** START DATA FOR THE TASK **

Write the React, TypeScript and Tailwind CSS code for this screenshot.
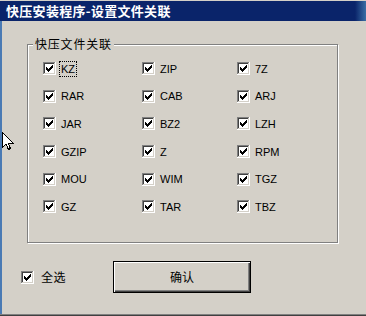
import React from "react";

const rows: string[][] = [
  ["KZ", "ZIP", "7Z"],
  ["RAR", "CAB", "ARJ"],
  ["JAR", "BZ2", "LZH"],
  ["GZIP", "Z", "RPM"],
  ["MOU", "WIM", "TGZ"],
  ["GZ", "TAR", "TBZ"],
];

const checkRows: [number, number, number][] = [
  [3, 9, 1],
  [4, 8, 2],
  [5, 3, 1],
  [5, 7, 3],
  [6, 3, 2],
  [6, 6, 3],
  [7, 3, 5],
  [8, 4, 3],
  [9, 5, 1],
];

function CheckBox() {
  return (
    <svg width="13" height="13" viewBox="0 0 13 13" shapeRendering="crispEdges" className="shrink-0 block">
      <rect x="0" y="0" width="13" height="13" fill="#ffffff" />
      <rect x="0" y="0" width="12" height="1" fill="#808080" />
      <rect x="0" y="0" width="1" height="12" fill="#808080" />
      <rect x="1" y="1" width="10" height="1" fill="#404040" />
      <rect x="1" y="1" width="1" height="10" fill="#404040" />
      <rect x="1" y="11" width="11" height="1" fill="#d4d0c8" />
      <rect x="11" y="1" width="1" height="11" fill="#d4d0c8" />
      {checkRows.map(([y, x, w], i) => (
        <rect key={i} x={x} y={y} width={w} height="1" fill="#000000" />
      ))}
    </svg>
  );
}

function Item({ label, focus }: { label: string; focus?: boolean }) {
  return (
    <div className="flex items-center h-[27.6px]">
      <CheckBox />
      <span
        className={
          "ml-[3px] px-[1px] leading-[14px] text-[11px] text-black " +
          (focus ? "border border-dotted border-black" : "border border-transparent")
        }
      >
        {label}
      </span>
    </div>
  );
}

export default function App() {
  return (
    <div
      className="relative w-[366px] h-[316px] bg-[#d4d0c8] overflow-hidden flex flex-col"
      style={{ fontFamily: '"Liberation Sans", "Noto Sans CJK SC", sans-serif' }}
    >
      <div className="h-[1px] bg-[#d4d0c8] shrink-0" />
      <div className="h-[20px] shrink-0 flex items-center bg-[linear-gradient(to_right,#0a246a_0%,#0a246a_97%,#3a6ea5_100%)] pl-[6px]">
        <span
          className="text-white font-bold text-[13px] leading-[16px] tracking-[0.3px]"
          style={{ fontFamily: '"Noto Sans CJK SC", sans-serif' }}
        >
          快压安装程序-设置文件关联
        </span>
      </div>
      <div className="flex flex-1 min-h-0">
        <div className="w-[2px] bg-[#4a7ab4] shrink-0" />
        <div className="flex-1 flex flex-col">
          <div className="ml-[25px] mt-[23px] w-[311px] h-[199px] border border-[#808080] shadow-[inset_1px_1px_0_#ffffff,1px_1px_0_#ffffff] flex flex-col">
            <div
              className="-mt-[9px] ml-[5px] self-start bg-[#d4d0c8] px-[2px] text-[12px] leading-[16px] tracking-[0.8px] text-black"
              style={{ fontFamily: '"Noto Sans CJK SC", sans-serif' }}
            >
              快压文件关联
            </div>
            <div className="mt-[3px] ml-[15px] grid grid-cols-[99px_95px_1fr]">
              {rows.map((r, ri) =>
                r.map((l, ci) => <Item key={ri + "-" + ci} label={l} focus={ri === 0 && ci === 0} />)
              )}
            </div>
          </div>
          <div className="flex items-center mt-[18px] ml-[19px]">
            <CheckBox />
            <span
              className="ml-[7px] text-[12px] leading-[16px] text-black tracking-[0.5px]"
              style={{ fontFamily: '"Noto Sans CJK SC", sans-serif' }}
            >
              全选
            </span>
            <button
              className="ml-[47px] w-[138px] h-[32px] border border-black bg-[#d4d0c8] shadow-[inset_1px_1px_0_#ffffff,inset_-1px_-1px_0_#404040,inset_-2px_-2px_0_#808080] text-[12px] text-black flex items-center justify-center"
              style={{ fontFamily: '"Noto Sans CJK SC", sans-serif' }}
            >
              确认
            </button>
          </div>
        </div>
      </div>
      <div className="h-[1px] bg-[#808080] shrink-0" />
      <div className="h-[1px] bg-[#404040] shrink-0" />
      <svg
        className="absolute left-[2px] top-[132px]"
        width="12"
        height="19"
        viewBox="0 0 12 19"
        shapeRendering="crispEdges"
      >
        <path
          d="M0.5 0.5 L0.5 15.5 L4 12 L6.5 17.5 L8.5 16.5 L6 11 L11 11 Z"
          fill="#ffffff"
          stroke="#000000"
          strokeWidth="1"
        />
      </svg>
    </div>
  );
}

** END DATA FOR THE TASK **
** START DATA FOR THE TASK **

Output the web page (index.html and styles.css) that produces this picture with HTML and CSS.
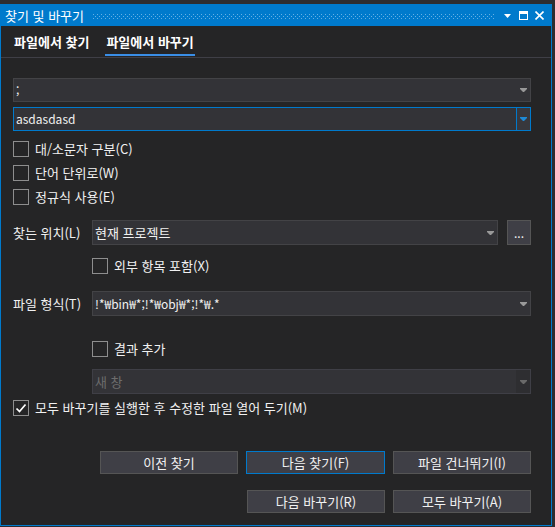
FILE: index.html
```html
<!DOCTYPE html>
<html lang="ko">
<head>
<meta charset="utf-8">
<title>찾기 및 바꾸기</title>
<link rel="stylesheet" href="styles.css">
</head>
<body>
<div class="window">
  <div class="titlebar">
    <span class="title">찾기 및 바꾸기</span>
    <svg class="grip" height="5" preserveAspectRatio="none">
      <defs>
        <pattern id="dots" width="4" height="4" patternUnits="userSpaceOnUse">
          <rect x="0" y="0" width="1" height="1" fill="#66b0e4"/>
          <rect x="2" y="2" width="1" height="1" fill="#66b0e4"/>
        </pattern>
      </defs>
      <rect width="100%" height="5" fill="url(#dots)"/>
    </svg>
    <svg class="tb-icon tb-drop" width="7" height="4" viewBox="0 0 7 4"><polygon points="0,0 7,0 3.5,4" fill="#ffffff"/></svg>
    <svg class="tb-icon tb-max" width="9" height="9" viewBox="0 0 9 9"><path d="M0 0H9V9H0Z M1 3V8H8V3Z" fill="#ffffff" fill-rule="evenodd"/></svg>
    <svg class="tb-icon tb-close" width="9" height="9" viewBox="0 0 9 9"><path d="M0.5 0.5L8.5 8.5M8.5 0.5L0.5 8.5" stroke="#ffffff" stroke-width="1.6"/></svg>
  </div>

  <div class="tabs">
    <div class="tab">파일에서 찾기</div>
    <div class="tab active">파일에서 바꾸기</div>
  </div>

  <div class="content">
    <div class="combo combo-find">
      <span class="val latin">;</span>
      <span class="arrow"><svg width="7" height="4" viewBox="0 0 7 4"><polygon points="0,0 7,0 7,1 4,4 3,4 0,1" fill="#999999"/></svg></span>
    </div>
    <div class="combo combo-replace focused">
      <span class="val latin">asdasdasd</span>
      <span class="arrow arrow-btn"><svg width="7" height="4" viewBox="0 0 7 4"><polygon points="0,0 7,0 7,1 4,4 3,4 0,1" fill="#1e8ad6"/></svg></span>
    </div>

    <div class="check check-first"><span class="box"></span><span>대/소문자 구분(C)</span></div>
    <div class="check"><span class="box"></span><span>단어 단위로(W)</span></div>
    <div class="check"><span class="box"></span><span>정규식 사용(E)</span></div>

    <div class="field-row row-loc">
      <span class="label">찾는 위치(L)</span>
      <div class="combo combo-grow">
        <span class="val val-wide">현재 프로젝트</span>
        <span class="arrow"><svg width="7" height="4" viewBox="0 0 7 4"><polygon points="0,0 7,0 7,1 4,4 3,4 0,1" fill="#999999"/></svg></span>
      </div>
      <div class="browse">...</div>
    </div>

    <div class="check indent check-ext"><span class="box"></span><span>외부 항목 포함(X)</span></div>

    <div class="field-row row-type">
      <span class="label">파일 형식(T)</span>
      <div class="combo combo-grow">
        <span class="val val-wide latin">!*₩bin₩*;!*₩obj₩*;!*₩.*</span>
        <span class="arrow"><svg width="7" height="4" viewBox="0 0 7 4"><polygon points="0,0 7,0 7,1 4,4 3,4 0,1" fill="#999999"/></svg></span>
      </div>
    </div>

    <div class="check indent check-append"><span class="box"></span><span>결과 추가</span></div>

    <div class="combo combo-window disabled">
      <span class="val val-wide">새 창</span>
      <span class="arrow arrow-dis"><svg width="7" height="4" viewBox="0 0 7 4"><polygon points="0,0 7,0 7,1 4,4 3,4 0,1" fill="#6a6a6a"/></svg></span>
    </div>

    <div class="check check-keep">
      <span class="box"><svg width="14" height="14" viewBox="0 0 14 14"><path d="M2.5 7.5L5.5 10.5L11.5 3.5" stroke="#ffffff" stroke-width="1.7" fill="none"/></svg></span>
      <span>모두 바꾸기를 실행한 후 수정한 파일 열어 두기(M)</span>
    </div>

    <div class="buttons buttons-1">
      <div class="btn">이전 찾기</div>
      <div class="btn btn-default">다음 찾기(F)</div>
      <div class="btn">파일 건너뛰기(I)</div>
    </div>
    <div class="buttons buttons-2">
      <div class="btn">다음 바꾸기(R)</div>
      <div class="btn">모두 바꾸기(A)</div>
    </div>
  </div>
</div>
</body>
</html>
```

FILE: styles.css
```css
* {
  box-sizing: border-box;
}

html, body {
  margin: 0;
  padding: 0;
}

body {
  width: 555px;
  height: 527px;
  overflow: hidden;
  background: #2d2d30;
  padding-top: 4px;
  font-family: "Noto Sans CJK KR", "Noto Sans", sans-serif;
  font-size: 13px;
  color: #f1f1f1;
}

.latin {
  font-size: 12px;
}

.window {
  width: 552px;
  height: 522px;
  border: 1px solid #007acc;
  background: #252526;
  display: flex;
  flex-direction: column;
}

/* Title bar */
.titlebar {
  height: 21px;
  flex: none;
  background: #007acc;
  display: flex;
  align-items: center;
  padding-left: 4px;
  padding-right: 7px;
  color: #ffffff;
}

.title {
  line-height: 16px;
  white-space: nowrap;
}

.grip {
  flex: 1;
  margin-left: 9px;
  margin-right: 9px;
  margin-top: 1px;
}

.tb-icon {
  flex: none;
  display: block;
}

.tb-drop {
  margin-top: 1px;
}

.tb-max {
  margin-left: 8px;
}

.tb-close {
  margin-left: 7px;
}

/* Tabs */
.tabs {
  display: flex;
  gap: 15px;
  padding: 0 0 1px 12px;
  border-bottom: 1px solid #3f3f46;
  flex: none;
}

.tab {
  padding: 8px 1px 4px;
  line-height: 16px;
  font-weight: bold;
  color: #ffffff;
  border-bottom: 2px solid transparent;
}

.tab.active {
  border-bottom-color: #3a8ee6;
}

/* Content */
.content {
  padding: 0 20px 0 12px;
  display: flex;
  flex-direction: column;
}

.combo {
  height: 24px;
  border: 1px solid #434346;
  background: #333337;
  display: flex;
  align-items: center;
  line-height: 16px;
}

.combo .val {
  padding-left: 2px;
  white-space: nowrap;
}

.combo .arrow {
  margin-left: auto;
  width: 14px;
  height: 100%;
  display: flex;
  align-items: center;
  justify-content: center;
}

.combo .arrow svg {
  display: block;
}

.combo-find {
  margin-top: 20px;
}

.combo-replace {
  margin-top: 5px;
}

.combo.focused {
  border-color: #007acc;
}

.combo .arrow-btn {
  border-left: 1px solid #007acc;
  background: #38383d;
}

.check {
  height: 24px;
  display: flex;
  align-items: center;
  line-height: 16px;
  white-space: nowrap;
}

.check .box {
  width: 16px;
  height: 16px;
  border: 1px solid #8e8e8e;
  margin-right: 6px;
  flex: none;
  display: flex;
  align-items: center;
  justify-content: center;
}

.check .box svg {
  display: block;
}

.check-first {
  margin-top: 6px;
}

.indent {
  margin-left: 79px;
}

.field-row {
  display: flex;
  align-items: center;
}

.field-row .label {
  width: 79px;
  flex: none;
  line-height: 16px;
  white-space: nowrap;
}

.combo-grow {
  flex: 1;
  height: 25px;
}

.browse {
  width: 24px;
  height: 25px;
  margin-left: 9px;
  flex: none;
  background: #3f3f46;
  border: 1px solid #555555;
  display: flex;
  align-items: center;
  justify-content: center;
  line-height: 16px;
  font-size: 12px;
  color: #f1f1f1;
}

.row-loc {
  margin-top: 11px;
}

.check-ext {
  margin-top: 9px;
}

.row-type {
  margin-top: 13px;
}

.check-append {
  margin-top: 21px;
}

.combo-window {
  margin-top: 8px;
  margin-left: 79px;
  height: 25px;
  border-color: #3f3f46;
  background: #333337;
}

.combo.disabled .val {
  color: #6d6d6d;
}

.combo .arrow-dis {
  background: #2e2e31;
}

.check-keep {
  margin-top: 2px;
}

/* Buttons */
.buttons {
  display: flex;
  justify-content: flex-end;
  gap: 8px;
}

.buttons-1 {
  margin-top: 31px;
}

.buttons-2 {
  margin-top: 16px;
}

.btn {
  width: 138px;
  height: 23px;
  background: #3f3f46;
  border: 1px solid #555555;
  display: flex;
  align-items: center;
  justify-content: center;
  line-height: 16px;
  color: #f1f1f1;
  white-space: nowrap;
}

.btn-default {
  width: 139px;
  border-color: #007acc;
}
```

** END DATA FOR THE TASK **
** START DATA FOR THE TASK **

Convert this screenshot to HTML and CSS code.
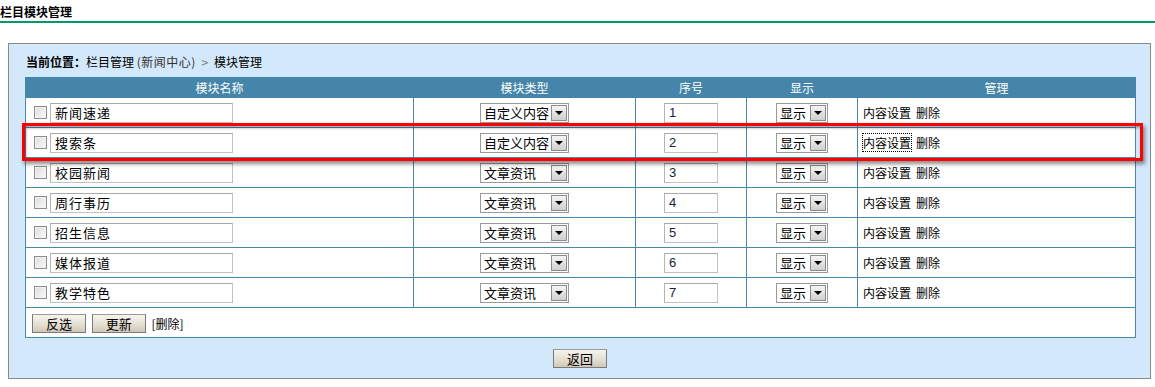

** END DATA FOR THE TASK **

TASK DETAILS: Locate all lines in the listing above with the word "styles" and copy them.

WRITTEN REPLY:
Output the web page (index.html and styles.css) that produces this picture with HTML and CSS.
<link rel="stylesheet" href="styles.css">
FILE: styles.css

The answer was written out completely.